What you should do:
Copy the material that follows word for word and omit its pictures.

Source data:
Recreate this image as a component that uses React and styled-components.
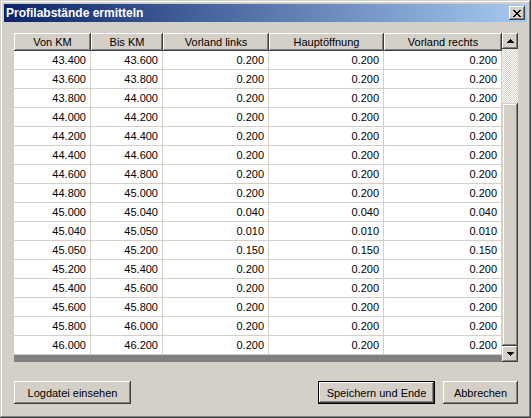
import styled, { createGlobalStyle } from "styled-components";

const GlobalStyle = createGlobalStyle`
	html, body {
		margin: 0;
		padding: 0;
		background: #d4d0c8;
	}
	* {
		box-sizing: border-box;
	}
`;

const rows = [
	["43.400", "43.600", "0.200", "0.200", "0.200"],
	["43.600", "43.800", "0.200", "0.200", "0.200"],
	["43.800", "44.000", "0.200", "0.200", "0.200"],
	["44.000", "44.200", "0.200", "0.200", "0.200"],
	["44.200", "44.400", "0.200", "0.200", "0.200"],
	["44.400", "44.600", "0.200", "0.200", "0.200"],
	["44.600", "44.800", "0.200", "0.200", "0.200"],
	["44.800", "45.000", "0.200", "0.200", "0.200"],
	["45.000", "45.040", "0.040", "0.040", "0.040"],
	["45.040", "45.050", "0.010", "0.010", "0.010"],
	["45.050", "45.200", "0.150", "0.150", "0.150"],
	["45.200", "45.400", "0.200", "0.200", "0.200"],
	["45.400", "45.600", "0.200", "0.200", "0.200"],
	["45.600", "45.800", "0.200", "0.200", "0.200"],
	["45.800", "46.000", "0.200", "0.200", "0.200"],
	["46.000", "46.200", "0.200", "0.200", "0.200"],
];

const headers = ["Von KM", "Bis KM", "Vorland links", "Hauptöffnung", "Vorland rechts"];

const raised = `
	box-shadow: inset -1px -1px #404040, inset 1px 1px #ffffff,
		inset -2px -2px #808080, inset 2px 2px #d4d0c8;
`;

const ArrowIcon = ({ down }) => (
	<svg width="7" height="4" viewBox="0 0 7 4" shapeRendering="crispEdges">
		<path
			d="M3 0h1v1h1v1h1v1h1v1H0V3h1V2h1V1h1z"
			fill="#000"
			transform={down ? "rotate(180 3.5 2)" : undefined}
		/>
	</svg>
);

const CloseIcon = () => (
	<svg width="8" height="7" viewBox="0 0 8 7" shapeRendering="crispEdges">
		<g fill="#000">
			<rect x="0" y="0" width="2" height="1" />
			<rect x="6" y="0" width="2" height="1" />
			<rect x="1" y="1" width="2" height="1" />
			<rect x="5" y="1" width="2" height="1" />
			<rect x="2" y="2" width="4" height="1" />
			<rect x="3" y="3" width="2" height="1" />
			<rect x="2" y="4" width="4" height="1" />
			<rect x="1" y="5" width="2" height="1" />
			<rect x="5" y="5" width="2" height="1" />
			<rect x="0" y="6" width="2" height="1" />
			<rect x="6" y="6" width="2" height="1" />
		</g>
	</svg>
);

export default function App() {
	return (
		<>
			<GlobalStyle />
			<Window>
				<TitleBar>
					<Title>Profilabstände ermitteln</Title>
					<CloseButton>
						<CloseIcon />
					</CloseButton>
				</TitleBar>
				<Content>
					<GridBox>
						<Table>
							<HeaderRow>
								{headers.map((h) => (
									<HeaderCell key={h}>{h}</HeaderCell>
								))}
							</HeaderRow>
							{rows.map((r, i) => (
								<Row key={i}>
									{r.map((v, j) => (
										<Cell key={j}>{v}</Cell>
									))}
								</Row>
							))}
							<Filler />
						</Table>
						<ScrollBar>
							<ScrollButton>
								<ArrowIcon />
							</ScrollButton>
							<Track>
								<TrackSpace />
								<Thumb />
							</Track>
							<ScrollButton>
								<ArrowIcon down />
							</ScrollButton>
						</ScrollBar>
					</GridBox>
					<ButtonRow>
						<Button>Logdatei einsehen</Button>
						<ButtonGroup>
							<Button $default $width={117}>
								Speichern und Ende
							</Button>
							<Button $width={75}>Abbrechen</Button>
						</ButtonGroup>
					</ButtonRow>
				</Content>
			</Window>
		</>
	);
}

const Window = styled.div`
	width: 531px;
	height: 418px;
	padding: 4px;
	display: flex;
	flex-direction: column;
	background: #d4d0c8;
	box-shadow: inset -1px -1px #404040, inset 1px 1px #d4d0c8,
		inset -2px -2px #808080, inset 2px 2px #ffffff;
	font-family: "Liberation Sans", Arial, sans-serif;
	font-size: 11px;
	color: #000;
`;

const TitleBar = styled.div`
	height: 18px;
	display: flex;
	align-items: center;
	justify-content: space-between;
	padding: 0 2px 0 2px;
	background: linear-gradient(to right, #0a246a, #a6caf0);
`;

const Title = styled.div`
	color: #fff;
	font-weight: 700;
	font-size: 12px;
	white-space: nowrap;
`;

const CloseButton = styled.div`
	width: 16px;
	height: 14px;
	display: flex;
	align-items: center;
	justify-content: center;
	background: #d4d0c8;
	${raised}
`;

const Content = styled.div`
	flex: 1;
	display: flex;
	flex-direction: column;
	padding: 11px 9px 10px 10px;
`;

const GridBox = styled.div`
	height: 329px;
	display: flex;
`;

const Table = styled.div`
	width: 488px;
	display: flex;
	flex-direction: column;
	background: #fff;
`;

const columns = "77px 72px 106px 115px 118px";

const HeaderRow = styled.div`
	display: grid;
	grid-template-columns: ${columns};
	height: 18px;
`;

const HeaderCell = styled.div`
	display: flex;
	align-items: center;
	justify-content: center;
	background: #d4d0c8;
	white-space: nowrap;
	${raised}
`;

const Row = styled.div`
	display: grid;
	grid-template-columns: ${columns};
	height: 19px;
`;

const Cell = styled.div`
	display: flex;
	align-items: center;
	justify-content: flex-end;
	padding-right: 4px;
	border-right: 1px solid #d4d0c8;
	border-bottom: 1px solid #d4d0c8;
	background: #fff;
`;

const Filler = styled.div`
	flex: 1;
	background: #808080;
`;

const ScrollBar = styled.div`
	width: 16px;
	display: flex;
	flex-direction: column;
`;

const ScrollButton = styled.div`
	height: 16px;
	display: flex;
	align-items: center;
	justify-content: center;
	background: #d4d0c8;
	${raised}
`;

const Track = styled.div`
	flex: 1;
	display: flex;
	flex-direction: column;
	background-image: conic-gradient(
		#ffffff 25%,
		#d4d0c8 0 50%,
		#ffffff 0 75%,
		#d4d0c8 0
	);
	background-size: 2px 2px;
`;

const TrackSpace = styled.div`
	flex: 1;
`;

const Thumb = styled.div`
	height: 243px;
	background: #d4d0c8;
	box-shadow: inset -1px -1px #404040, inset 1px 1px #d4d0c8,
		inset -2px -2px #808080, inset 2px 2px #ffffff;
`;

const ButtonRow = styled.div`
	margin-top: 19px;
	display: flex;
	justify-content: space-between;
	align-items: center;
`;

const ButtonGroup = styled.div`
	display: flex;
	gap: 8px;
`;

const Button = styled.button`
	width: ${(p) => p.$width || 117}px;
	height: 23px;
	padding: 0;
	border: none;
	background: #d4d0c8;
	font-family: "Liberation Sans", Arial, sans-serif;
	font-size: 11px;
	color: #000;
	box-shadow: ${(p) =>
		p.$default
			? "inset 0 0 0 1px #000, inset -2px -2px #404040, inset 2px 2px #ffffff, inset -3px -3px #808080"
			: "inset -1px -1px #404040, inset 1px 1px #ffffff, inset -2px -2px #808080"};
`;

Exercise solution:
Recreate this image as a component that uses React and styled-components.
import styled, { createGlobalStyle } from "styled-components";

const GlobalStyle = createGlobalStyle`
	html, body {
		margin: 0;
		padding: 0;
		background: #d4d0c8;
	}
	* {
		box-sizing: border-box;
	}
`;

const rows = [
	["43.400", "43.600", "0.200", "0.200", "0.200"],
	["43.600", "43.800", "0.200", "0.200", "0.200"],
	["43.800", "44.000", "0.200", "0.200", "0.200"],
	["44.000", "44.200", "0.200", "0.200", "0.200"],
	["44.200", "44.400", "0.200", "0.200", "0.200"],
	["44.400", "44.600", "0.200", "0.200", "0.200"],
	["44.600", "44.800", "0.200", "0.200", "0.200"],
	["44.800", "45.000", "0.200", "0.200", "0.200"],
	["45.000", "45.040", "0.040", "0.040", "0.040"],
	["45.040", "45.050", "0.010", "0.010", "0.010"],
	["45.050", "45.200", "0.150", "0.150", "0.150"],
	["45.200", "45.400", "0.200", "0.200", "0.200"],
	["45.400", "45.600", "0.200", "0.200", "0.200"],
	["45.600", "45.800", "0.200", "0.200", "0.200"],
	["45.800", "46.000", "0.200", "0.200", "0.200"],
	["46.000", "46.200", "0.200", "0.200", "0.200"],
];

const headers = ["Von KM", "Bis KM", "Vorland links", "Hauptöffnung", "Vorland rechts"];

const raised = `
	box-shadow: inset -1px -1px #404040, inset 1px 1px #ffffff,
		inset -2px -2px #808080, inset 2px 2px #d4d0c8;
`;

const ArrowIcon = ({ down }) => (
	<svg width="7" height="4" viewBox="0 0 7 4" shapeRendering="crispEdges">
		<path
			d="M3 0h1v1h1v1h1v1h1v1H0V3h1V2h1V1h1z"
			fill="#000"
			transform={down ? "rotate(180 3.5 2)" : undefined}
		/>
	</svg>
);

const CloseIcon = () => (
	<svg width="8" height="7" viewBox="0 0 8 7" shapeRendering="crispEdges">
		<g fill="#000">
			<rect x="0" y="0" width="2" height="1" />
			<rect x="6" y="0" width="2" height="1" />
			<rect x="1" y="1" width="2" height="1" />
			<rect x="5" y="1" width="2" height="1" />
			<rect x="2" y="2" width="4" height="1" />
			<rect x="3" y="3" width="2" height="1" />
			<rect x="2" y="4" width="4" height="1" />
			<rect x="1" y="5" width="2" height="1" />
			<rect x="5" y="5" width="2" height="1" />
			<rect x="0" y="6" width="2" height="1" />
			<rect x="6" y="6" width="2" height="1" />
		</g>
	</svg>
);

export default function App() {
	return (
		<>
			<GlobalStyle />
			<Window>
				<TitleBar>
					<Title>Profilabstände ermitteln</Title>
					<CloseButton>
						<CloseIcon />
					</CloseButton>
				</TitleBar>
				<Content>
					<GridBox>
						<Table>
							<HeaderRow>
								{headers.map((h) => (
									<HeaderCell key={h}>{h}</HeaderCell>
								))}
							</HeaderRow>
							{rows.map((r, i) => (
								<Row key={i}>
									{r.map((v, j) => (
										<Cell key={j}>{v}</Cell>
									))}
								</Row>
							))}
							<Filler />
						</Table>
						<ScrollBar>
							<ScrollButton>
								<ArrowIcon />
							</ScrollButton>
							<Track>
								<TrackSpace />
								<Thumb />
							</Track>
							<ScrollButton>
								<ArrowIcon down />
							</ScrollButton>
						</ScrollBar>
					</GridBox>
					<ButtonRow>
						<Button>Logdatei einsehen</Button>
						<ButtonGroup>
							<Button $default $width={117}>
								Speichern und Ende
							</Button>
							<Button $width={75}>Abbrechen</Button>
						</ButtonGroup>
					</ButtonRow>
				</Content>
			</Window>
		</>
	);
}

const Window = styled.div`
	width: 531px;
	height: 418px;
	padding: 4px;
	display: flex;
	flex-direction: column;
	background: #d4d0c8;
	box-shadow: inset -1px -1px #404040, inset 1px 1px #d4d0c8,
		inset -2px -2px #808080, inset 2px 2px #ffffff;
	font-family: "Liberation Sans", Arial, sans-serif;
	font-size: 11px;
	color: #000;
`;

const TitleBar = styled.div`
	height: 18px;
	display: flex;
	align-items: center;
	justify-content: space-between;
	padding: 0 2px 0 2px;
	background: linear-gradient(to right, #0a246a, #a6caf0);
`;

const Title = styled.div`
	color: #fff;
	font-weight: 700;
	font-size: 12px;
	white-space: nowrap;
`;

const CloseButton = styled.div`
	width: 16px;
	height: 14px;
	display: flex;
	align-items: center;
	justify-content: center;
	background: #d4d0c8;
	${raised}
`;

const Content = styled.div`
	flex: 1;
	display: flex;
	flex-direction: column;
	padding: 11px 9px 10px 10px;
`;

const GridBox = styled.div`
	height: 329px;
	display: flex;
`;

const Table = styled.div`
	width: 488px;
	display: flex;
	flex-direction: column;
	background: #fff;
`;

const columns = "77px 72px 106px 115px 118px";

const HeaderRow = styled.div`
	display: grid;
	grid-template-columns: ${columns};
	height: 18px;
`;

const HeaderCell = styled.div`
	display: flex;
	align-items: center;
	justify-content: center;
	background: #d4d0c8;
	white-space: nowrap;
	${raised}
`;

const Row = styled.div`
	display: grid;
	grid-template-columns: ${columns};
	height: 19px;
`;

const Cell = styled.div`
	display: flex;
	align-items: center;
	justify-content: flex-end;
	padding-right: 4px;
	border-right: 1px solid #d4d0c8;
	border-bottom: 1px solid #d4d0c8;
	background: #fff;
`;

const Filler = styled.div`
	flex: 1;
	background: #808080;
`;

const ScrollBar = styled.div`
	width: 16px;
	display: flex;
	flex-direction: column;
`;

const ScrollButton = styled.div`
	height: 16px;
	display: flex;
	align-items: center;
	justify-content: center;
	background: #d4d0c8;
	${raised}
`;

const Track = styled.div`
	flex: 1;
	display: flex;
	flex-direction: column;
	background-image: conic-gradient(
		#ffffff 25%,
		#d4d0c8 0 50%,
		#ffffff 0 75%,
		#d4d0c8 0
	);
	background-size: 2px 2px;
`;

const TrackSpace = styled.div`
	flex: 1;
`;

const Thumb = styled.div`
	height: 243px;
	background: #d4d0c8;
	box-shadow: inset -1px -1px #404040, inset 1px 1px #d4d0c8,
		inset -2px -2px #808080, inset 2px 2px #ffffff;
`;

const ButtonRow = styled.div`
	margin-top: 19px;
	display: flex;
	justify-content: space-between;
	align-items: center;
`;

const ButtonGroup = styled.div`
	display: flex;
	gap: 8px;
`;

const Button = styled.button`
	width: ${(p) => p.$width || 117}px;
	height: 23px;
	padding: 0;
	border: none;
	background: #d4d0c8;
	font-family: "Liberation Sans", Arial, sans-serif;
	font-size: 11px;
	color: #000;
	box-shadow: ${(p) =>
		p.$default
			? "inset 0 0 0 1px #000, inset -2px -2px #404040, inset 2px 2px #ffffff, inset -3px -3px #808080"
			: "inset -1px -1px #404040, inset 1px 1px #ffffff, inset -2px -2px #808080"};
`;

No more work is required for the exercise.